There are three or four in-process moves to replace or add statues to the National Statuary Hall collection. Utah, Virginia and Washington have commissioned new statues while California (see above), Maryland (also see above) and New Jersey are still in debate over possible replacement statues.
If it were left up to you, what statues would you like see mounted under the dome of the U.S. Capitol? You could make up your own criteria or try to follow the original intent to honor men and women who have made an historic contribution to the founding and strengthening of America. Maybe you could look for people who have “made America great again.”
We’re almost positive that Johnny Cash’s statue will soon have company from one or more fellow musicians, artists or a popular entertainer. Charlie Chaplin was born in England, but how about silent film pioneer Buster Keaton who was born in Kansas in 1895. He helped invent America’s film industry.

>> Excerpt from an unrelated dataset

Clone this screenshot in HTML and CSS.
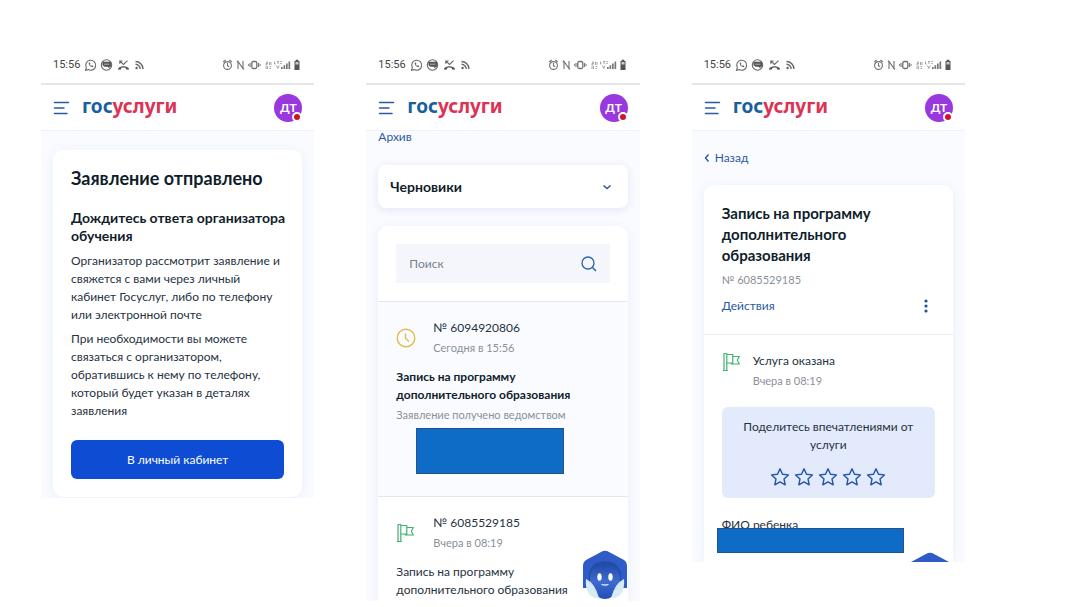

Why hasn’t Louisiana commissioned a statue of New Orleans’ jazz giant Louis Armstrong yet? They could get rid of the statue of Louisiana-born Supreme Court Justice Edward Douglass White Jr. who supported the legality of individual states’ rights to segregate citizens based on race. He fought for the Confederacy.
Perhaps other American entertainers deserving a U.S. Capitol statue might include Duke Ellington, Frank Sinatra, Elvis Presley, Ella Fitzgerald, John Wayne (born in Iowa), and Katherine Hepburn or, well, it’s an exhausting list.
We can see a day soon when partisan politics will enter the selection of future statues. Although Black Americans Rosa Parks and Frederick Douglass already have statues in the U.S. Capitol, we can’t image one for Malcolm X getting approval anytime soon.
Ronald Reagan and Barry Goldwater are already bronzed in the selection, but we can see liberals and partisan Democrats blocking any choice for a Rush Limbaugh statue, no matter how silent it would remain.
But we now have a Johnny Cash statue and we salute it is a symbol of “redemption” for all of America.
As Johnny wrote in his own song “Redemption,” we close with his words: “Between heaven and hell; A teardrop fell; In the deep crimson dew; The tree of life grew.”